▸ Information shown:
begin

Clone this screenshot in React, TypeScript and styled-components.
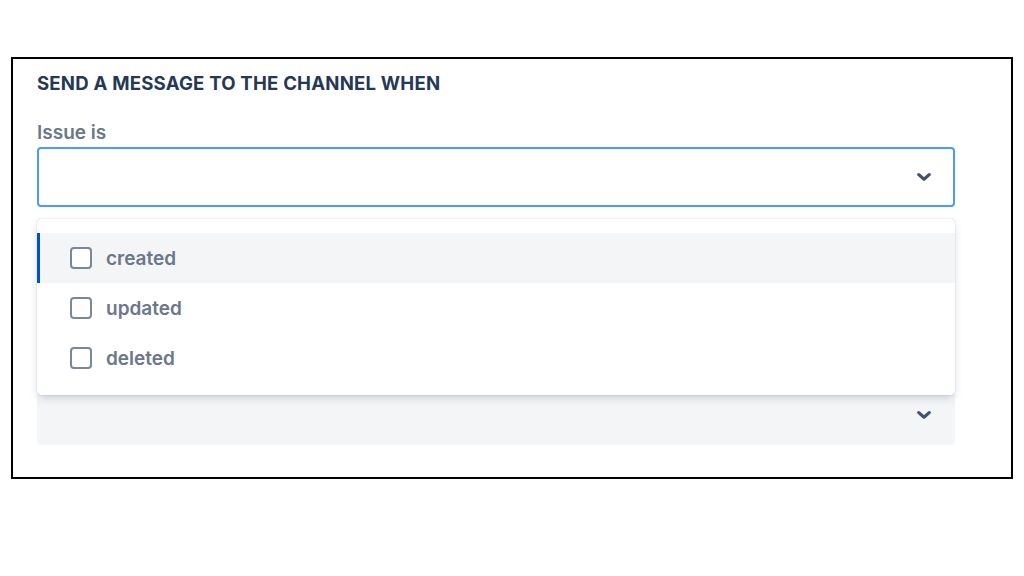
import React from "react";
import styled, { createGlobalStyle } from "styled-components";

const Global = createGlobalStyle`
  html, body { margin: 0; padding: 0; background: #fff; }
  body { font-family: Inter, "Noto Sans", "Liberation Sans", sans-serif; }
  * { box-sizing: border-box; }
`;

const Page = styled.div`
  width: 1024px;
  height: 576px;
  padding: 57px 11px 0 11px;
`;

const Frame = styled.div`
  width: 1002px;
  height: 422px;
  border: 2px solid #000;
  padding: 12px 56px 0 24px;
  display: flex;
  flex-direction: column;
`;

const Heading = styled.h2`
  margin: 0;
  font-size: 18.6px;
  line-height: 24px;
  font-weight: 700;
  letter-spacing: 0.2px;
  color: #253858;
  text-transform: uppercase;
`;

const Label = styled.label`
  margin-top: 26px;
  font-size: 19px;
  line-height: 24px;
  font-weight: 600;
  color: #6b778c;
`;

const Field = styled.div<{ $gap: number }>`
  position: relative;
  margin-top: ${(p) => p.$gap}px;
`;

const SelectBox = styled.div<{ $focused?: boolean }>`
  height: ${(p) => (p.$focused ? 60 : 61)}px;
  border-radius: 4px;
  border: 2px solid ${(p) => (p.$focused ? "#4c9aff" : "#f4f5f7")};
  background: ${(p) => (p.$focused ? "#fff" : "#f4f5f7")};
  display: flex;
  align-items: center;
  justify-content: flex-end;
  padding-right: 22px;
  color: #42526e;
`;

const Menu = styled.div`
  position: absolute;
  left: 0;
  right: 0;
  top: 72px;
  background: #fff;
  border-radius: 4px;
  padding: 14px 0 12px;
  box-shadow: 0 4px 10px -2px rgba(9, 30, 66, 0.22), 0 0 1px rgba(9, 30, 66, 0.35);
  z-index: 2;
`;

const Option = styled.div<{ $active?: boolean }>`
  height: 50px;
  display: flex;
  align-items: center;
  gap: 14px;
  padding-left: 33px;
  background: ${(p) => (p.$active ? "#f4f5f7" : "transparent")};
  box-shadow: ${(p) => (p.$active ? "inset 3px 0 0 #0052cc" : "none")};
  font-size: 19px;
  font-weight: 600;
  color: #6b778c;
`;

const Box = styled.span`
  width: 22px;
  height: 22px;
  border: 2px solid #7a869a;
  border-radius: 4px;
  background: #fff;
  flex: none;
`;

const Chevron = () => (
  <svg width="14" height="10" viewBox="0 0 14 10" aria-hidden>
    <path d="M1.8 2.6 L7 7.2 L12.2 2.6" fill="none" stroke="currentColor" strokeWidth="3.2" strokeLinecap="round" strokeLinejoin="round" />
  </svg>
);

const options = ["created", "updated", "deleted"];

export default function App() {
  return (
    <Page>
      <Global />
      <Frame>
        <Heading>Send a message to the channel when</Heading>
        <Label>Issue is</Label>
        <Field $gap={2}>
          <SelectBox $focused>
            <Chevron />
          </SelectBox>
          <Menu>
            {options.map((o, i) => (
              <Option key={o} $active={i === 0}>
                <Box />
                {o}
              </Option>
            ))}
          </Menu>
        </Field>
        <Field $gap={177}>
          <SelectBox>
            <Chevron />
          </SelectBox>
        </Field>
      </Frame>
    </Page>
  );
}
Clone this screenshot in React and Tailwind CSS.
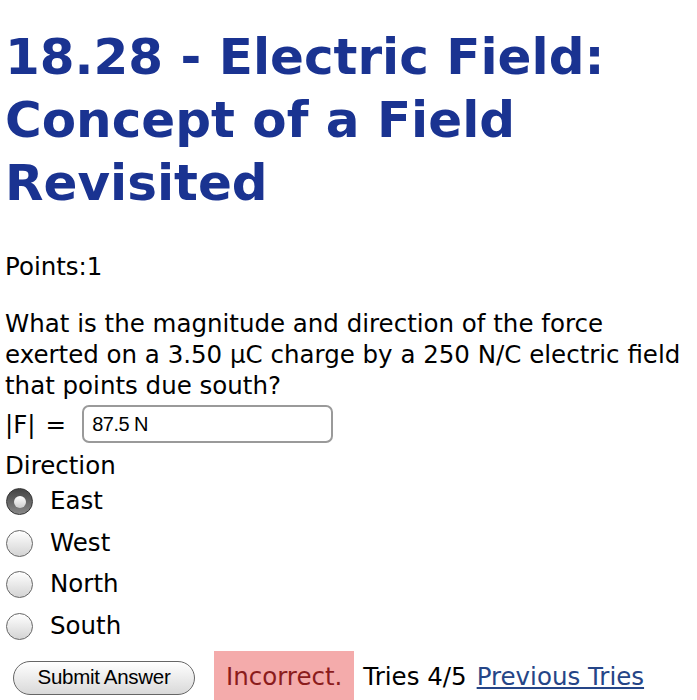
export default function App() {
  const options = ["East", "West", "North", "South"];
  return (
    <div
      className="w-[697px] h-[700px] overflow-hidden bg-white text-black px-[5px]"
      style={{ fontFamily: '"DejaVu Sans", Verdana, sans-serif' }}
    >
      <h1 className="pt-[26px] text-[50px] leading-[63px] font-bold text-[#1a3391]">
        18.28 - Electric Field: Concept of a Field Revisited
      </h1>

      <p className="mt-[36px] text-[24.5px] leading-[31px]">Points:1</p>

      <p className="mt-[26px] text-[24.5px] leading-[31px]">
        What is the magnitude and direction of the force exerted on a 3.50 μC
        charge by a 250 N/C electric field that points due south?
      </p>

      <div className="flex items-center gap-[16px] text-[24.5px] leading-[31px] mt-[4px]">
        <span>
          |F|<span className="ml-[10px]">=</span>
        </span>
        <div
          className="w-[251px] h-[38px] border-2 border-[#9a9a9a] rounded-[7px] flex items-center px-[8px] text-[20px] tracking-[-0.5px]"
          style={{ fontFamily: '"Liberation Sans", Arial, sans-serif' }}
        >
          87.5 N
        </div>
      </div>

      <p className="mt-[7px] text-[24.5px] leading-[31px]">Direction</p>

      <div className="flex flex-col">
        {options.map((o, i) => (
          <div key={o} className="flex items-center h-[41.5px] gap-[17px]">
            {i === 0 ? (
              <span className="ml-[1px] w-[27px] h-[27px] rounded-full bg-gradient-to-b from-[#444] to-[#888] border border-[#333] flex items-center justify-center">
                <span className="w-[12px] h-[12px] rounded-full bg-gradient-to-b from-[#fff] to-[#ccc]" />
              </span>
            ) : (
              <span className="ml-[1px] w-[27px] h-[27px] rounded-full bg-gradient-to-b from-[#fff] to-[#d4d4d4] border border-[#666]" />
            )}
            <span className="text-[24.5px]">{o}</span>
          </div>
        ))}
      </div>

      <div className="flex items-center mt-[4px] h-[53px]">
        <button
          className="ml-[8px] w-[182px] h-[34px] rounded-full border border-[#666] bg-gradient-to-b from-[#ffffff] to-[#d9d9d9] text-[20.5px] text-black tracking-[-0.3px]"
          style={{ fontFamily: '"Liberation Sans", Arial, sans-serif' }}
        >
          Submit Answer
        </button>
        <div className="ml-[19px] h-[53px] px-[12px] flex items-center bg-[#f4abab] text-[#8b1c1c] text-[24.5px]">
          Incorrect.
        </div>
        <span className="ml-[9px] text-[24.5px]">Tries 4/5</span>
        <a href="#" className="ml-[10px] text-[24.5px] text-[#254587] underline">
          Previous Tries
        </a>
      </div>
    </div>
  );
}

end
begin

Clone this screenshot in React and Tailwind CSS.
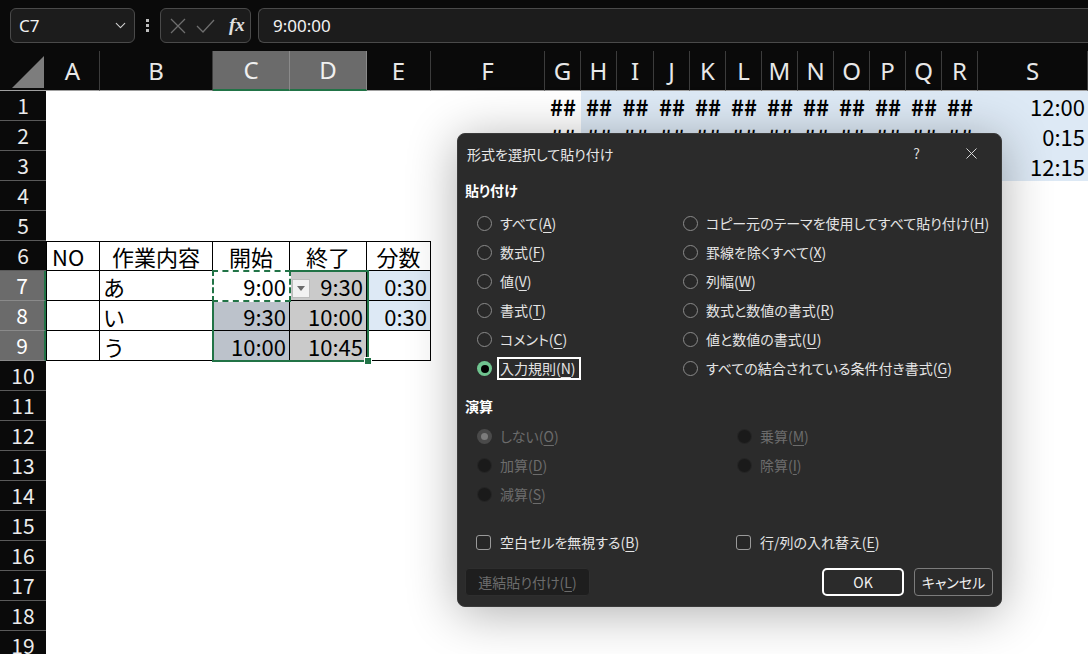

end

▸ Task:
Look through the material above. Copy each line where the word "styled" appears.

▸ Correct result:
Clone this screenshot in React, TypeScript and styled-components.
import styled, { createGlobalStyle } from "styled-components";
const Page = styled.div`
const Frame = styled.div`
const Heading = styled.h2`
const Label = styled.label`
const Field = styled.div<{ $gap: number }>`
const SelectBox = styled.div<{ $focused?: boolean }>`
const Menu = styled.div`
const Option = styled.div<{ $active?: boolean }>`
const Box = styled.span`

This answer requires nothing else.